— EXTRACTED ENTRIES —

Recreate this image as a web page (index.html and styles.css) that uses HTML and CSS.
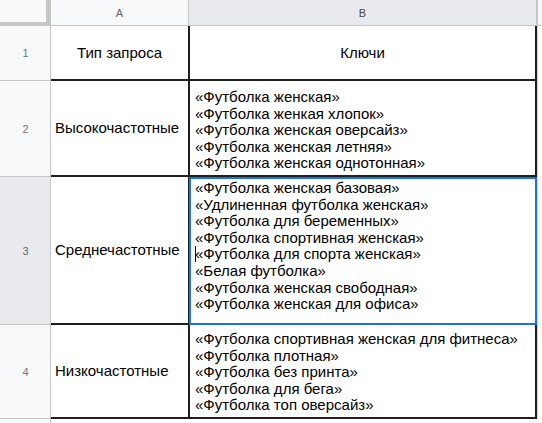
FILE: index.html
```html
<!DOCTYPE html>
<html lang="ru">
<head>
<meta charset="utf-8">
<title>Ключи</title>
<link rel="stylesheet" href="styles.css">
</head>
<body>
<div class="sheet">
  <div class="corner"></div>
  <div class="colhead">A</div>
  <div class="colhead sel">B</div>
  <div class="colhead rest"></div>

  <div class="rowhead">1</div>
  <div class="cell a center">Тип запроса</div>
  <div class="cell b center">Ключи</div>
  <div class="restcell"></div>

  <div class="rowhead">2</div>
  <div class="cell a">Высокочастотные</div>
  <div class="cell b bottom">
    <div>«Футболка женская»</div>
    <div>«Футболка женкая хлопок»</div>
    <div>«Футболка женская оверсайз»</div>
    <div>«Футболка женская летняя»</div>
    <div>«Футболка женская однотонная»</div>
  </div>
  <div class="restcell"></div>

  <div class="rowhead sel">3</div>
  <div class="cell a">Среднечастотные</div>
  <div class="cell b top active">
    <div>«Футболка женская базовая»</div>
    <div>«Удлиненная футболка женская»</div>
    <div>«Футболка для беременных»</div>
    <div>«Футболка спортивная женская»</div>
    <div><span class="caret"></span>«Футболка для спорта женская»</div>
    <div>«Белая футболка»</div>
    <div>«Футболка женская свободная»</div>
    <div>«Футболка женская для офиса»</div>
  </div>
  <div class="restcell"></div>

  <div class="rowhead">4</div>
  <div class="cell a">Низкочастотные</div>
  <div class="cell b bottom">
    <div>«Футболка спортивная женская для фитнеса»</div>
    <div>«Футболка плотная»</div>
    <div>«Футболка без принта»</div>
    <div>«Футболка для бега»</div>
    <div>«Футболка топ оверсайз»</div>
  </div>
  <div class="restcell"></div>

  <div class="rowhead last"></div>
  <div class="lastcell"></div>
  <div class="lastcell"></div>
  <div class="lastcell"></div>
</div>
</body>
</html>
```

FILE: styles.css
```css
* { box-sizing: border-box; }
html, body { margin: 0; padding: 0; background: #ffffff; }
body { width: 542px; height: 423px; overflow: hidden; font-family: "Liberation Sans", Arial, sans-serif; }

.sheet {
  display: grid;
  grid-template-columns: 51px 138px 348px 5px;
  grid-template-rows: 26px 55px 96px 148px 94px 4px;
  width: 542px;
  height: 423px;
}

.corner {
  background: #f8f9fa;
  border-right: 5px solid #c4c7c5;
  border-bottom: 4px solid #c4c7c5;
}

.colhead {
  background: #f8f9fa;
  border-bottom: 1px solid #c4c7c5;
  border-right: 1px solid #c4c7c5;
  color: #5f6368;
  font-size: 11px;
  display: flex;
  align-items: center;
  justify-content: center;
  padding-top: 1px;
}
.colhead.sel { background: #e8eaed; color: #444746; }
.colhead.rest { border-right: 0; border-left: 1px solid #c4c7c5; }

.rowhead {
  background: #f8f9fa;
  border-right: 1px solid #c4c7c5;
  border-bottom: 1px solid #c4c7c5;
  color: #70757a;
  font-size: 11px;
  display: flex;
  align-items: center;
  justify-content: center;
  padding-left: 1px;
}
.rowhead.sel { background: #e8eaed; color: #5f6368; }
.rowhead.last { border-bottom: 0; }

.cell {
  font-size: 15px;
  line-height: 16.6px;
  color: #000;
  border-bottom: 2px solid #1f1f1f;
  display: flex;
  flex-direction: column;
  white-space: nowrap;
}
.cell.a {
  justify-content: center;
  padding-left: 4px;
  border-right: 1px solid #1f1f1f;
}
.cell.b {
  padding-left: 5px;
  border-left: 1px solid #1f1f1f;
  border-right: 2px solid #1f1f1f;
}
.cell.center { align-items: center; justify-content: center; padding-left: 0; padding-top: 2px; }
.cell.bottom { justify-content: flex-end; padding-bottom: 3px; }
.cell.top { justify-content: flex-start; padding-top: 1px; }
.cell.active {
  border: 2px solid #1a73e8;
  padding-left: 4px;
}

.caret {
  display: inline-block;
  width: 1px;
  height: 16px;
  background: #000;
  vertical-align: -3px;
  margin-right: -1px;
}

.restcell {
  border-left: 1px solid #d5d5d5;
  background: #fff;
}

.lastcell { background: #fff; }
```
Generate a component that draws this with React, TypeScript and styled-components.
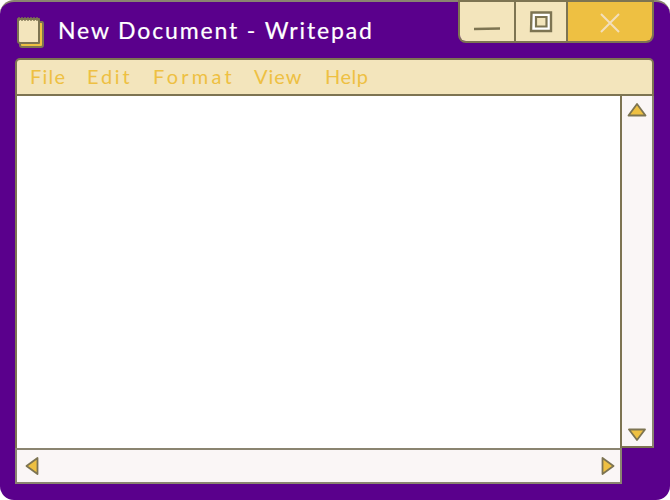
import React from "react";
import styled, { createGlobalStyle } from "styled-components";

const line = "#7d7452";
const cream = "#f3e5bc";
const gold = "#eec042";

const Global = createGlobalStyle`
  html, body { margin: 0; padding: 0; background: #fff; }
  #root { width: 670px; height: 500px; overflow: hidden; }
`;

const Win = styled.div`
  box-sizing: border-box;
  width: 670px;
  height: 500px;
  background: #5a008c;
  border-top: 2px solid #8a8470;
  border-radius: 14px;
  padding: 0 16px 16px 15px;
  display: flex;
  flex-direction: column;
`;

const TitleBar = styled.div`
  display: flex;
  height: 56px;
  flex: none;
`;

const TitleLeft = styled.div`
  display: flex;
  align-items: flex-start;
  flex: 1;
  padding: 14px 0 0 1px;
  gap: 14px;
`;

const Title = styled.div`
  font-family: "Lato", sans-serif;
  font-size: 23px;
  line-height: 28px;
  letter-spacing: 1.85px;
  color: #fff;
  white-space: nowrap;
  -webkit-text-stroke: 0.2px #fff;
`;

const Controls = styled.div`
  display: flex;
  flex: none;
  height: 43px;
  box-sizing: border-box;
  border: 2px solid ${line};
  border-radius: 0 0 8px 8px;
  overflow: hidden;
  margin-top: -2px;
`;

const Ctl = styled.div<{ $w: number; $bg: string }>`
  box-sizing: border-box;
  flex: none;
  width: ${(p) => p.$w}px;
  background: ${(p) => p.$bg};
  display: flex;
  align-items: center;
  justify-content: center;
  & + & { border-left: 2px solid ${line}; }
`;

const Menu = styled.div`
  box-sizing: border-box;
  height: 38px;
  flex: none;
  display: flex;
  align-items: center;
  padding: 0 0 3px 13px;
  background: ${cream};
  border: 2px solid ${line};
  border-radius: 5px 5px 0 0;
`;

const MenuItem = styled.span<{ $w: number; $ls: number }>`
  width: ${(p) => p.$w}px;
  font-family: "Lato", sans-serif;
  font-size: 20px;
  letter-spacing: ${(p) => p.$ls}px;
  color: ${gold};
`;

const Body = styled.div`
  flex: 1;
  display: grid;
  grid-template-columns: 607px 32px;
  grid-template-rows: 352px 36px;
`;

const Editor = styled.div`
  background: #fff;
  border-left: 2px solid ${line};
  border-right: 2px solid ${line};
`;

const VBar = styled.div`
  box-sizing: border-box;
  background: #faf6f6;
  border-right: 2px solid #8a8470;
  border-bottom: 2px solid ${line};
  display: flex;
  flex-direction: column;
  justify-content: space-between;
  align-items: center;
  padding: 7px 0 5px;
`;

const HBar = styled.div`
  box-sizing: border-box;
  background: #faf6f6;
  border: 2px solid #8a8470;
  display: flex;
  align-items: center;
  justify-content: space-between;
  padding: 0 5px 0 8px;
`;

const Arrow = ({ d, w, h }: { d: string; w: number; h: number }) => (
  <svg width={w} height={h} viewBox={`0 0 ${w} ${h}`}>
    <path d={d} fill={gold} stroke={line} strokeWidth="1.8" strokeLinejoin="round" />
  </svg>
);

const Notepad = () => (
  <svg width="28" height="34" viewBox="0 0 28 34" style={{ flex: "none" }}>
    <path d="M5 6 H26 Q27 6 27 8 V29 Q27 31 25 31 H6 Q4 31 4 29 Z" fill={gold} stroke={line} strokeWidth="2" />
    <path d="M2 3 H23 V27 H4 Q2 27 2 25 Z" fill={cream} stroke={line} strokeWidth="2" strokeLinejoin="round" />
    <path d="M3 1 V5 M6 1 V5 M9 1 V5 M12 1 V5 M15 1 V5 M18 1 V5 M21 1 V5" stroke={line} strokeWidth="1.4" />
  </svg>
);

export default function App() {
  return (
    <>
      <Global />
      <Win>
        <TitleBar>
          <TitleLeft>
            <Notepad />
            <Title>New Document - Writepad</Title>
          </TitleLeft>
          <Controls>
            <Ctl $w={54} $bg={cream}>
              <svg width="28" height="16" viewBox="0 0 28 16" style={{ marginTop: 12 }}>
                <path d="M1 9 L27 8.5" stroke={line} strokeWidth="2.4" />
              </svg>
            </Ctl>
            <Ctl $w={52} $bg={cream}>
              <svg width="24" height="22" viewBox="0 0 24 22">
                <path d="M2.5 1.5 H22 V20 H2 Z" fill="#fff" stroke={line} strokeWidth="2.4" />
                <path d="M7 6 H17.5 V15.5 H7 Z" fill={cream} stroke={line} strokeWidth="2.2" />
              </svg>
            </Ctl>
            <Ctl $w={86} $bg={gold}>
              <svg width="22" height="22" viewBox="0 0 22 22" style={{ marginTop: 2 }}>
                <path d="M2 2 L20 20 M20 2 L2 20" stroke="#f3dfbc" strokeWidth="2" />
              </svg>
            </Ctl>
          </Controls>
        </TitleBar>
        <Menu>
          <MenuItem $w={57} $ls={1.25}>File</MenuItem>
          <MenuItem $w={66} $ls={2.75}>Edit</MenuItem>
          <MenuItem $w={101} $ls={3.25}>Format</MenuItem>
          <MenuItem $w={71} $ls={1}>View</MenuItem>
          <MenuItem $w={50} $ls={0.5}>Help</MenuItem>
        </Menu>
        <Body>
          <Editor />
          <VBar>
            <Arrow w={20} h={14} d="M10 1 L18.5 12.5 H1.5 Z" />
            <Arrow w={20} h={13} d="M2 1.5 H18 L10 12 Z" />
          </VBar>
          <HBar>
            <Arrow w={14} h={18} d="M12.5 1 V17 L1.5 9 Z" />
            <Arrow w={14} h={18} d="M1.5 1 L12.5 9 L1.5 17 Z" />
          </HBar>
        </Body>
      </Win>
    </>
  );
}
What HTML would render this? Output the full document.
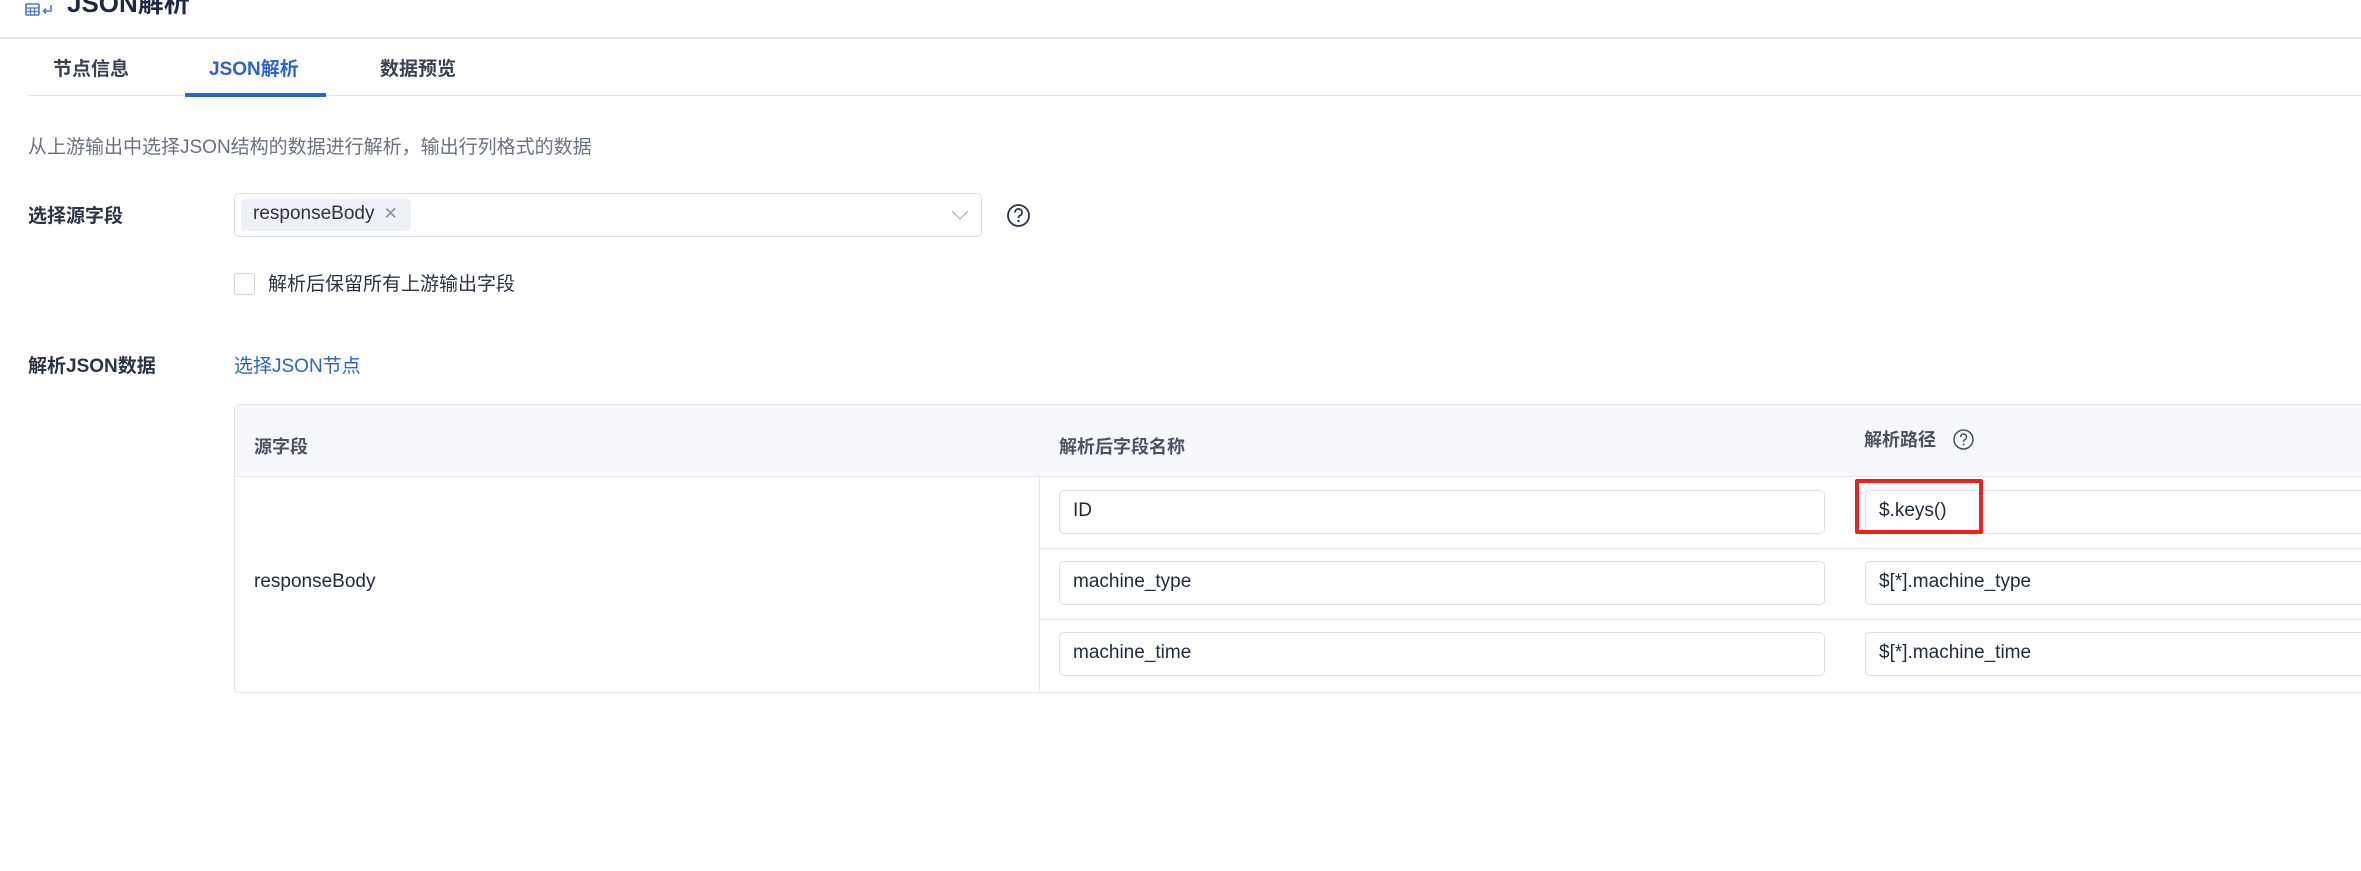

— WORK REQUIRED —
Filter the records down to the lines that contain the string "React", and copy those lines.

— SOLUTION FOR THIS TASK —
Generate a component that draws this with React, TypeScript and styled-components.
import React from "react";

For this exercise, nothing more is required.